The Jeonse/Chonsei, or “Key money deposit” system is specific to Korea. Instead of paying monthly rent, the renter deposits a large sum of money (a percentage of the property value, usually 60%-80%) with the landlord for the duration of the lease (normally 2 years). The landlord must return the full amount to the leaser when the lease comes to an end. Indeed this system is closer to leasing than renting in Western terms: the renter will only have to pay the bills while staying in the property, no monthly rent is charged. If you can afford to raise the cash required for the deposit the system is clearly advantageous for the tenant. The landlord in turn has the possibility of investing the money over the period of the lease and at times when interest rates are high there is a big incentive for owners to opt for this system.
Although financially advantageous for the renter, there is clearly an element of risk involved here: the ownership of the building or apartment may change hands at some point during the lease which complicates matters, the landlord may not be able to find another tenant right away and so may not have the ready cash to pay back the full deposit, the possibility that the landlord becomes insolvent at some point during the lease, although rare, is also a possibility. Some landlords also try to manoeuvre their way out of paying if the lease was signed by an individual rather than by a corporation. Before entering such an arrangement, it is important to check the building’s register to make sure there are no loans on the property. The renter is expected to pay 10% of the total amount when the contract is signed and the balance when they move in. Should the tenant have to leave before the expiry of the lease, he/she may be expected to find another tenant who will pay the key money.
Registering the lease and jeonse payment at the local gu (local government) office offers some protection. If necessary, according to Korean law, a tenant can claim priority over lenders claiming the property in the case of bankruptcy or insolvency if the tenant can show proof that he/she has occupied the property and registered her/his relocation with the local government office.
Although this is improving note that Koreans don’t always view a contract or lease as absolutely binding.
The Wolse (Monthly Payment + Deposit) system is close to the Western practice whereby you pay a security deposit along with monthly rental payments on a fixed date. The deposits range from 4 to 20 times the monthly payment amount. It is usual to pay 10% of the deposit when the contract is signed and the balance plus one month’s rent when moving in. The deposit is returned to the renter at the end of the lease period. If the tenant is late with the rent that amount will be deducted from the deposit as will costs for damages, etc. It can be tricky to wrestle the full amount of the deposit from the landlord/landlady, especially if the lease was signed by a foreign individual about to leave the country. Wolse is becoming increasing popular with property owners. Monthly rents range from KRW 300,000 to around KRW 3 million a month or depending on location and quality.
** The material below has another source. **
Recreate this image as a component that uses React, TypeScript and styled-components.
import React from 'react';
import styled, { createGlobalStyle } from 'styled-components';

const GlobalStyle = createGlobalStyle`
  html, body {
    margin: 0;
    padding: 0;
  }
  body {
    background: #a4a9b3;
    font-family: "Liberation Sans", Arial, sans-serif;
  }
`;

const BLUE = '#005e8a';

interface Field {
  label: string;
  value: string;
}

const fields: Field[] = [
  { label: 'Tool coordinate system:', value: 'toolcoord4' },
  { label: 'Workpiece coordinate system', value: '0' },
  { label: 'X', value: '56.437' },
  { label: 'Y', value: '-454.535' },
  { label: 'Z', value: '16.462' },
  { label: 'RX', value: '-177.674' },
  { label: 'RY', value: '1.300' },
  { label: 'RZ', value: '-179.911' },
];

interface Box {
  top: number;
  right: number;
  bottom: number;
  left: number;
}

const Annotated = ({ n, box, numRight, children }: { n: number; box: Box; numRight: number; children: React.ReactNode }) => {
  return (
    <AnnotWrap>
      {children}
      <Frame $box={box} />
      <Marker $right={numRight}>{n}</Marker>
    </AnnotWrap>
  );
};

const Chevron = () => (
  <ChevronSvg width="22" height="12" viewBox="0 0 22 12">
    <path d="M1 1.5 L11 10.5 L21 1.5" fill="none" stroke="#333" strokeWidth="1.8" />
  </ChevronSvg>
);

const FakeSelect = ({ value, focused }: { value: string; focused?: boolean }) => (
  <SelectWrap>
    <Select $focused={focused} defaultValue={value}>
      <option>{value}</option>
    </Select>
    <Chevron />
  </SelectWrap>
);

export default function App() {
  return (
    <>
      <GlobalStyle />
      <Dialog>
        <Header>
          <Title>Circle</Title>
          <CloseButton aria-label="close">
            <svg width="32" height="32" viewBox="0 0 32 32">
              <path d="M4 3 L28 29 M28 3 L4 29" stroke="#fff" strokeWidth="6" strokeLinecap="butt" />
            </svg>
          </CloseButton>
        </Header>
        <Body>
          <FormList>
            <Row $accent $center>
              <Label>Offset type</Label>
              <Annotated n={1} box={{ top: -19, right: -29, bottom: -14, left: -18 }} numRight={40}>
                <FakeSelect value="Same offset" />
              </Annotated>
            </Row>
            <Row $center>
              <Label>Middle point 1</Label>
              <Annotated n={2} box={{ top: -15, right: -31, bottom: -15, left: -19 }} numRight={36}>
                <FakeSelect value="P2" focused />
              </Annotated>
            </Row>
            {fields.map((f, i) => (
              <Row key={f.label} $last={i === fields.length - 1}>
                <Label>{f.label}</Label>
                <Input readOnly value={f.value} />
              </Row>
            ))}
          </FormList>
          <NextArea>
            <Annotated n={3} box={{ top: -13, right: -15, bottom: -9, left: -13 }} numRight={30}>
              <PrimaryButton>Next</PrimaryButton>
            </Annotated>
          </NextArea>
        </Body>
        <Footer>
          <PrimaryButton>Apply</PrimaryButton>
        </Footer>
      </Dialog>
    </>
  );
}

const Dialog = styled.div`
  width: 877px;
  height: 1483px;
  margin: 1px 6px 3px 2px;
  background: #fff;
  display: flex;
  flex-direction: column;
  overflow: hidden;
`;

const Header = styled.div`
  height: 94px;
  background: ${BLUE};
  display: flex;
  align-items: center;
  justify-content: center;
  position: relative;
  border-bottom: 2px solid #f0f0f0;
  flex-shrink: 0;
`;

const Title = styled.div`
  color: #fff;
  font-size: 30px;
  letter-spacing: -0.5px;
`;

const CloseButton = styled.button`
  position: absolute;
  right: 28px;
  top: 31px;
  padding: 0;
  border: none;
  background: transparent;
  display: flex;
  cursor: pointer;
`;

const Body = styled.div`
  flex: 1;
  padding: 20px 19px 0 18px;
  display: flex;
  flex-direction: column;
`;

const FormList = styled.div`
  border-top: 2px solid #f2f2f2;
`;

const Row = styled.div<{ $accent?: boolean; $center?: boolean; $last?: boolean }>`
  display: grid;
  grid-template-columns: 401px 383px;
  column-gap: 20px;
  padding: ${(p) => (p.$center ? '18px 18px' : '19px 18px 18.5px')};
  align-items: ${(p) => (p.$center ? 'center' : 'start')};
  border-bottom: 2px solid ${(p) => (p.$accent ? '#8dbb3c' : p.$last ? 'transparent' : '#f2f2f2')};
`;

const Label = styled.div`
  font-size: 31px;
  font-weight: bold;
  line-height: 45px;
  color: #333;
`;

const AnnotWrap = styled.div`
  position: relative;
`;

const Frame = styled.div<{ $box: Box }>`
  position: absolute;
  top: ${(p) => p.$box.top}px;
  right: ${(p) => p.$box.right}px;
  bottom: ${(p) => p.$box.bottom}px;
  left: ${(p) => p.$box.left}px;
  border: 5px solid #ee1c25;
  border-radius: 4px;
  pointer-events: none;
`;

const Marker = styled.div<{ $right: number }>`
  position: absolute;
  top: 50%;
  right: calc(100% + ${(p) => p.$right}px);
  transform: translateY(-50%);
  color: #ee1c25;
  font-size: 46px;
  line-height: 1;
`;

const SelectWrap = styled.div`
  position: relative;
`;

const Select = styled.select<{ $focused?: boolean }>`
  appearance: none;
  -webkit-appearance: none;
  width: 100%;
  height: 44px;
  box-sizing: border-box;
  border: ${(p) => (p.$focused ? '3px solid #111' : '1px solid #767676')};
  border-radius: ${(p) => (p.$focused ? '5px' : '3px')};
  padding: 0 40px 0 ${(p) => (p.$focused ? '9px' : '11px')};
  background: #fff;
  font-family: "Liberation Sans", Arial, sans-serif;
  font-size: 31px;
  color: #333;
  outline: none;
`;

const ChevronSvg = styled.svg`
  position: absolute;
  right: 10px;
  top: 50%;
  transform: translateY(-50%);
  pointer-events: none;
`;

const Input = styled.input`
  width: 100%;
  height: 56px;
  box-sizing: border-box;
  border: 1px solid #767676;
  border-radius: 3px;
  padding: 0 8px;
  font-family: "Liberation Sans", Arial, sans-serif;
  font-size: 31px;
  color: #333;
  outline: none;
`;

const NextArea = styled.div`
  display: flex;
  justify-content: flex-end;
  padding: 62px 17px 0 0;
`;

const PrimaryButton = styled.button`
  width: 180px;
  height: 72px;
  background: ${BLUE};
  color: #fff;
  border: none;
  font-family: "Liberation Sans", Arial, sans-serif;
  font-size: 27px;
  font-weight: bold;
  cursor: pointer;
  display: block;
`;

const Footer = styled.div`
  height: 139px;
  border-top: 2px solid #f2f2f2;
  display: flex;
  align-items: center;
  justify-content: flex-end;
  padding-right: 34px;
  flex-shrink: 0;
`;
Another option is to pay the full amount of the rent for the period of the lease up front, which clearly appeals to many property owners. Be aware that a pre-paid two or three-year lease may be what they’re pushing for but isn’t necessarily the only option, so be ready to negotiate. If you’re going for this system it is important to be very specific in the contract and include an opt-out clause in case problems are discovered after you move in.
The Lease period is usually for a minimum of one year and a maximum of three years. It is not unusual, especially for expats, to have to terminate the lease earlier than planned. To avoid having to pay a penalty or losing the entire pre-payment, it is important to clearly stipulate acceptable reasons for early termination as well as the notice and refund procedures in the lease agreement. The usual notice period for termination is 60 to 90 days.
One way to protect your deposit is to register a 'kuen mortgage'. A lawyer can help you with this (although it can be done without legal representation) and the legal fees will be about 1.5% of the total rental payment. A Kuen mortgage means you have registered your investment with the local government office and that you hold a first claim on the property for the total amount of your payment. This will ensure that you get your money back if the property owner goes bankrupt or becomes insolvent, and you will not be evicted should the property change hands.